How much should a week-one studio setup realistically cost, mattress aside?
Somewhere between $150 and $350, depending on where you shop and what you already own. Bedding, four plates and glasses, one pot, one pan, a floor lamp, towels, basic cleaning supplies. That’s the week-one kit. Every dollar beyond that is optional in the first seven days, and may well be a purchase you reconsider once you understand the space better.
What if I have a guest coming during week one and need somewhere for them to sleep?
A folding guest mattress or a simple inflatable bed kept in the closet handles an early visitor without forcing a permanent sofa decision too soon. Sofas are the single most common week-one overspend in studio setups. They feel essential but they’re also the most consequential scale decision in the room. Don’t rush it because of one scheduled visitor.
Do I need a dining table in the first week?
No. Eating at a counter stool or a folding table is completely workable for seven days, and the dining setup decision in a studio is more complex than it appears. Round or rectangular, fixed or wall-mounted, two seats or four — each answer has real tradeoffs on floor space and traffic flow. Make that call with some information behind it, not on day one with boxes still stacked by the door.
I have very little to start with and no idea where to begin. What’s the actual first step?
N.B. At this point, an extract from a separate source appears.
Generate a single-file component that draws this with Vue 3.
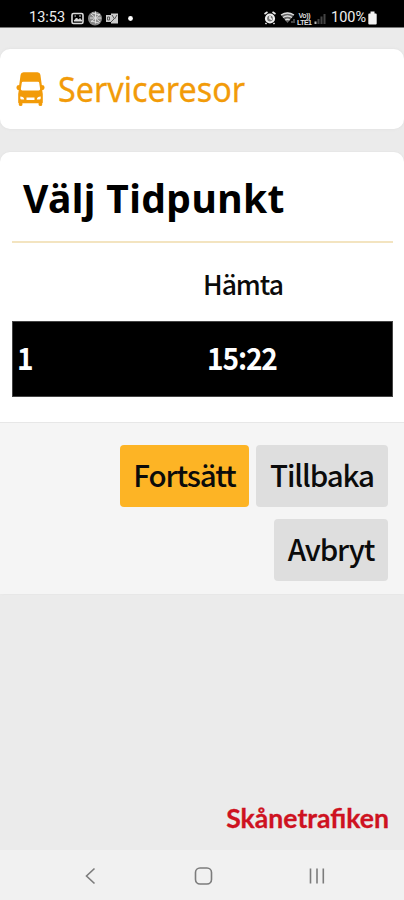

Sort your sleep situation first, kitchen second, lighting third. In that order, without jumping ahead. Studio Apartment Setup walks through the full decision sequence in this guide on setting up with nothing, which is worth reading once your week one is done. But the single most useful thing you can do before buying anything is spend twenty quiet minutes in the empty apartment noticing where the light comes in, where you naturally walk, and which wall your eye keeps returning to. That twenty minutes is worth more than any shopping list.